- Abbreviation: RPL (English) РПЖ (Russian)
- Leader: Sergey Mironov
- Founded: 29 June 2002; 24 years ago
- Dissolved: 28 October 2006; 19 years ago
- Merged into: A Just Russia
- Headquarters: Moscow, Russia
- Youth wing: Energy of Life
- Membership: 112,000
- Ideology: Economic liberalism Third Way Russian nationalism
- Political position: Centre
- Colours: Red Blue

Website
- rpvita.ru

= Russian Party of Life =

The Russian Party of Life (RPL) (Note: Российская партия жизни (РПЖ)) was a political party in Russia, led by Sergey Mironov (Speaker of the Federation Council, the upper house of the Russian parliament). According to its website, the party was liberal on economic issues and nationalistic on everything else. Its headquarters were located in Moscow.

In the legislative elections on 7 December 2003, the alliance of the Party of Russia's Rebirth and the Russian Party of Life party won only 1.9% of the popular vote and no seats, despite attracting to its list a number of Russian celebrities, most famously Oxana Fedorova.

The Russian Party of Life merged with Rodina and the Russian Pensioners' Party into a new party, A Just Russia, on 28 October 2006.

==History==
Candidate of Historical Sciences Ye. S. Volk noted:

Under the auspices of the Speaker of the Federation Council Sergey Mironov, the third person in the state, a congress of the Party of Life took place. Its creation was welcomed by President Vladimir Putin himself. So far, neither the program nor the ideology of the new political association has been clearly defined, and therefore its prospects are quite vague. Moreover, the one party in power—United Russia—is already functioning successfully. But if, for some reason, the Kremlin changes its mind about supporting the existing center-left party and decides to rely on the Party of Life, then it will not be difficult to "promote" it...

===Dissolution===
In July 2006, Sergey Mironov, at a joint press conference with the new leader of the Rodina party, Alexander Babakov, announced their intention to unite their parties. Mironov and Babakov declared their readiness to unite under their wing all left forces – except the Communist Party of the Russian Federation – and thus enter the State Duma, becoming one of the system parties along with United Russia. Speaking at the press conference, both Babakov and Mironov did not hide that the main opponent of the new party would be United Russia as "a party of political monopoly, a bureaucracy without borders, a path to nowhere."

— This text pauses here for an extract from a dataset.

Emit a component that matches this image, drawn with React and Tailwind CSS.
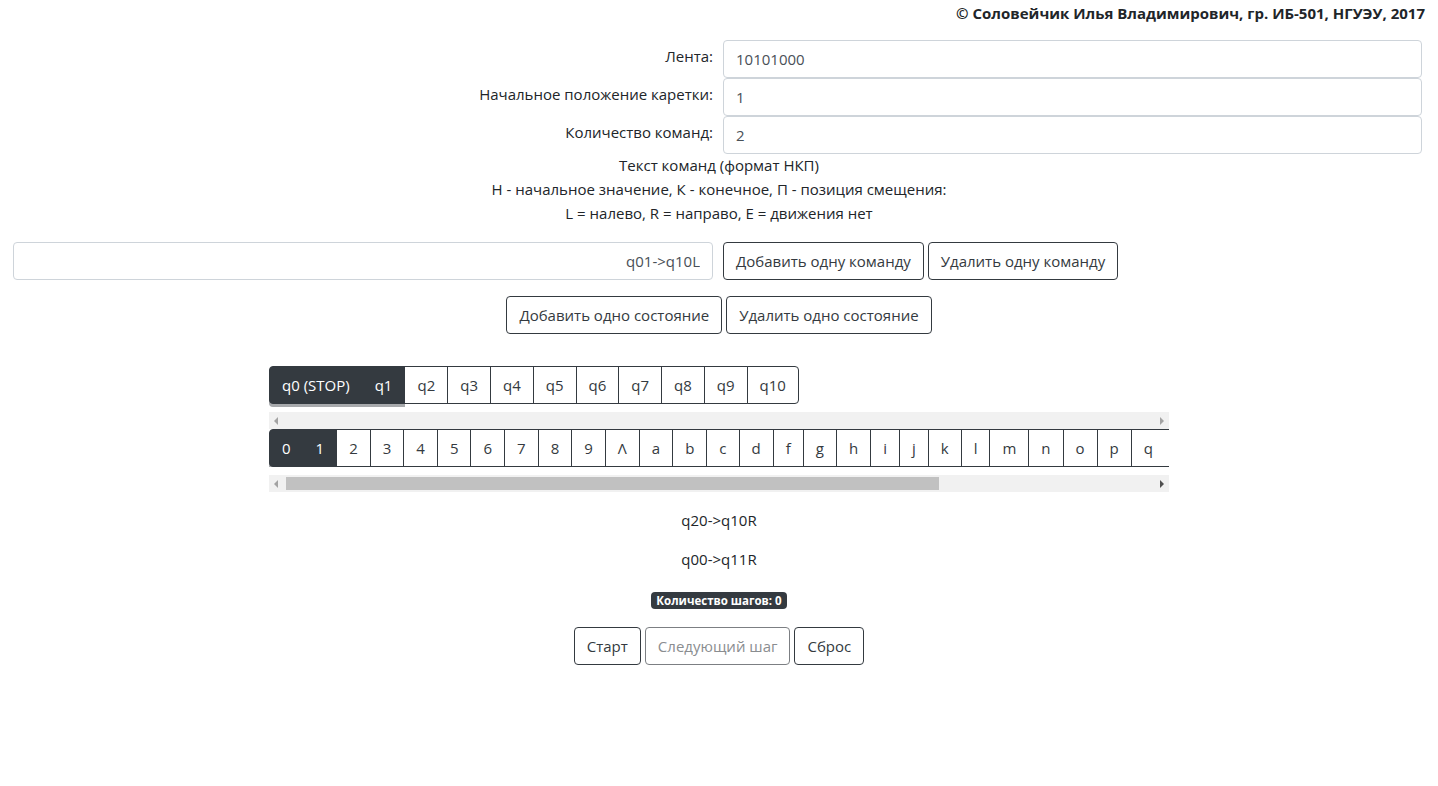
import React from "react";

const font = { fontFamily: '"Open Sans", "Noto Sans", sans-serif' };

const states = ["q0 (STOP)", "q1", "q2", "q3", "q4", "q5", "q6", "q7", "q8", "q9", "q10"];
const symbols = ["0", "1", "2", "3", "4", "5", "6", "7", "8", "9", "Λ", "a", "b", "c", "d", "f", "g", "h", "i", "j", "k", "l", "m", "n", "o", "p", "q"];
const active = ["q0 (STOP)", "q1", "0", "1"];

const FormRow = ({ label, value }) => (
  <div className="flex items-start">
    <label className="w-[713px] text-right pt-[4px]">{label}</label>
    <input
      readOnly
      value={value}
      className="ml-[10px] w-[699px] h-[38px] border border-[#ced4da] rounded-[4px] px-3 text-[#495057] outline-none"
    />
  </div>
);

const Btn = ({ children, disabled }) => (
  <button
    className={`h-[38px] px-3 border rounded-[4px] bg-white ${
      disabled ? "border-[#7c7f83] text-[#8a8d90]" : "border-[#343a40] text-[#343a40]"
    }`}
  >
    {children}
  </button>
);

// полоса прокрутки (нарисована вручную)
const Scrollbar = ({ thumb }) => (
  <div className="relative h-[17px] bg-[#f1f1f1] w-full">
    <span className="absolute left-[5px] top-[5px] w-0 h-0 border-y-[4px] border-y-transparent border-r-[4px] border-r-[#a3a3a3]" />
    {thumb && <div className="absolute left-[17px] top-[2px] h-[13px] w-[653px] bg-[#c1c1c1]" />}
    <span className={`absolute right-[5px] top-[5px] w-0 h-0 border-y-[4px] border-y-transparent border-l-[4px] ${thumb ? "border-l-[#505050]" : "border-l-[#a3a3a3]"}`} />
  </div>
);

const Group = ({ items, rounded }) => (
  <div className="flex">
    {items.map((it, i) => {
      const isActive = active.includes(it);
      const last = i === items.length - 1;
      return (
        <button
          key={it}
          className={`shrink-0 h-[38px] px-3 border whitespace-nowrap ${i > 0 ? "-ml-px" : ""} ${
            isActive
              ? "bg-[#343a40] border-[#343a40] text-white shadow-[0_3px_0_#a7a9ac]"
              : "bg-white border-[#343a40] text-[#343a40]"
          } ${i === 0 ? "rounded-l-[4px]" : ""} ${last && rounded ? "rounded-r-[4px]" : ""} ${
            last && !rounded ? "border-r-0 pr-[16px]" : ""
          }`}
        >
          {it}
        </button>
      );
    })}
  </div>
);

export default function App() {
  return (
    <div className="min-h-screen bg-white text-[#212529] text-[15px] leading-[24px]" style={font}>
      <div className="text-right font-bold pr-[13px] pt-[1px] h-[40px]">
        © Соловейчик Илья Владимирович, гр. ИБ-501, НГУЭУ, 2017
      </div>

      <div className="flex flex-col">
        <FormRow label="Лента:" value="10101000" />
        <FormRow label="Начальное положение каретки:" value="1" />
        <FormRow label="Количество команд:" value="2" />
      </div>

      <div className="text-center -mt-[1px] w-[1438px]">
        <p>Текст команд (формат НКП)</p>
        <p>Н - начальное значение, К - конечное, П - позиция смещения:</p>
        <p>L = налево, R = направо, E = движения нет</p>
      </div>

      <div className="flex gap-[4px] mt-[17px]">
        <input
          readOnly
          value="q01->q10L"
          className="ml-[13px] mr-[6px] w-[700px] h-[38px] border border-[#ced4da] rounded-[4px] px-3 text-right text-[#495057] outline-none"
        />
        <Btn>Добавить одну команду</Btn>
        <Btn>Удалить одну команду</Btn>
      </div>

      <div className="flex justify-center gap-[4px] mt-[16px]">
        <Btn>Добавить одно состояние</Btn>
        <Btn>Удалить одно состояние</Btn>
      </div>

      <div className="w-[900px] mx-auto mt-[32px]">
        <Group items={states} rounded />
        <div className="mt-[8px]">
          <Scrollbar />
        </div>
        <div className="overflow-hidden">
          <Group items={symbols} />
        </div>
        <div className="mt-[8px]">
          <Scrollbar thumb />
        </div>
      </div>

      <div className="text-center mt-[16px]">
        <p className="h-[39px]">q20-&gt;q10R</p>
        <p className="h-[24px]">q00-&gt;q11R</p>
        <div className="flex justify-center mt-[21px]">
          <span className="bg-[#343a40] text-white text-[11.5px] font-bold leading-[17px] px-[5px] rounded-[4px]">
            Количество шагов: 0
          </span>
        </div>
        <div className="flex justify-center gap-[4px] mt-[18px]">
          <Btn>Старт</Btn>
          <Btn disabled>Следующий шаг</Btn>
          <Btn>Сброс</Btn>
        </div>
      </div>
    </div>
  );
}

On 10 October, Interfax hosted a press conference of the leaders of three political parties: the leader of the Party of Life, Sergey Mironov; the leader of the Rodina party, Alexander Babakov; and the leader of the Pensioners Party, Igor Zotov. At the conference, it was announced that the three parties had united into a new party, A Just Russia, and that the Party of Life had been transformed into the social movement "Russian Charter of Life."

On 23 October, the newly-elected chairman of the Samara regional branch, Viktor Tarkhov, was elected mayor of the city in the elections of the head of the city of Samara, becoming the first party candidate to be elected head of a city, ahead of the candidate from United Russia.

It was assumed that the new united party would become the new party of power.